> _What is required_:
Look through the material below. Copy every line with the string "React" in it.

> _Available data_:
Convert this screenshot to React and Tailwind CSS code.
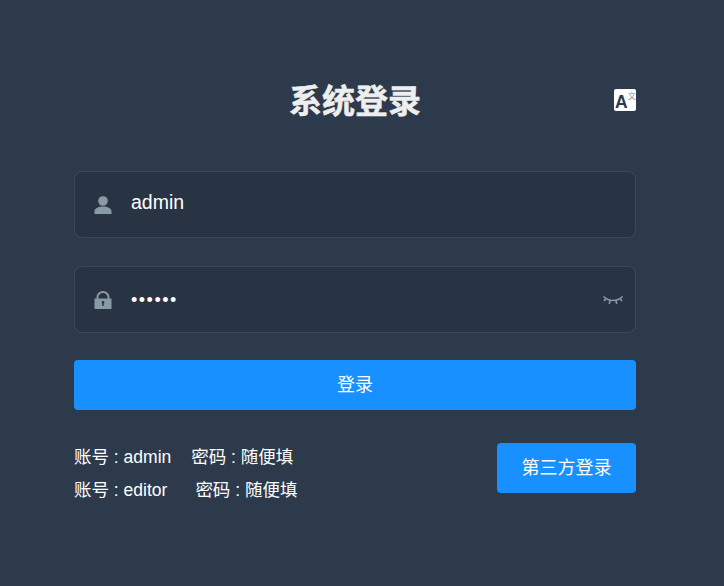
import React from "react";

function Lang() {
  return (
    <svg viewBox="0 0 22 22" className="w-[22px] h-[22px]">
      <rect width="22" height="22" rx="2" fill="#fff" />
      <text x="1" y="19" fontFamily="Liberation Sans" fontWeight="700" fontSize="17.500" fill="#2d3a4b">A</text>
      <text x="13.800" y="10" fontFamily="Noto Sans CJK SC" fontSize="8.200" fill="#8a939e">文</text>
    </svg>
  );
}

function User() {
  return (
    <svg viewBox="0 0 18 18" className="w-[18px] h-[18px]" fill="#889aa4">
      <circle cx="9" cy="5" r="4.800" />
      <path d="M0.500 18v-2.600C0.500 12.200 4.600 10.400 9 10.400s8.500 1.800 8.500 5V18z" />
    </svg>
  );
}

function Lock() {
  return (
    <svg viewBox="0 0 18 18" className="w-[18px] h-[18px]">
      <path d="M3.500 8V6a5.500 5 0 0 1 11 0v2" fill="none" stroke="#889aa4" strokeWidth="2" />
      <path fillRule="evenodd" fill="#889aa4" d="M0.500 7.500h17V18H0.500z M9 10a1.400 1.400 0 0 0-.7 2.600V15h1.400v-2.400A1.400 1.400 0 0 0 9 10z" />
    </svg>
  );
}

function Eye() {
  return (
    <svg viewBox="0 0 22 12" className="w-[22px] h-[12px]" fill="none" stroke="#889aa4" strokeWidth="1.600">
      <path d="M1.500 1.500c2.800 2.800 5.700 4 9.500 4s6.700-1.200 9.500-4" />
      <path d="M4 3.500L2 6M18 3.500l2 2.500M8 5.500l-.7 3.500M14 5.500l.7 3.500" />
    </svg>
  );
}

function Field({ icon, children, right }) {
  return (
    <div className="flex items-center h-[67px] pl-[18.500px] bg-[#283443] border border-[rgba(255,255,255,0.1)] rounded-[8px]">
      <span className="w-[18px] flex justify-center">{icon}</span>
      <span className="ml-[19.500px] flex-1 text-[19.500px] text-white leading-[28px] mt-[-6px]">{children}</span>
      {right}
    </div>
  );
}

export default function App() {
  return (
    <div className="min-h-[586px] bg-[#2d3a4b] pl-[74px] pr-[88px] pt-[80px] font-['Liberation_Sans','Noto_Sans_CJK_SC',sans-serif]">
      <div className="relative h-[43px] flex items-center justify-center mb-[48px]">
        <h3 className="text-[33px] font-bold text-[#eeeeee] leading-[43px] [-webkit-text-stroke:0.5px_#eeeeee]">系统登录</h3>
        <span className="absolute right-0 top-[9px] flex">
          <Lang />
        </span>
      </div>
      <Field icon={<User />}>admin</Field>
      <div className="mt-[28px]">
        <Field
          icon={<Lock />}
          right={
            <span className="mr-[11px] mt-[2px] flex">
              <Eye />
            </span>
          }
        >
          <span className="text-[18px] tracking-[1.500px] relative top-[3px]">••••••</span>
        </Field>
      </div>
      <button className="mt-[27px] w-full h-[50px] rounded-[4px] bg-[#1890ff] text-white text-[18px] block">登录</button>
      <div className="mt-[33px] flex justify-between">
        <div className="text-[17.500px] text-white leading-[33px] mt-[-2px]">
          <div>账号 : admin<span className="ml-[20px]">密码 : 随便填</span></div>
          <div>账号 : editor<span className="ml-[28px]">密码 : 随便填</span></div>
        </div>
        <button className="w-[139px] h-[50px] rounded-[4px] bg-[#1890ff] text-white text-[18px]">第三方登录</button>
      </div>
    </div>
  );
}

> _In response_:
Convert this screenshot to React and Tailwind CSS code.
import React from "react";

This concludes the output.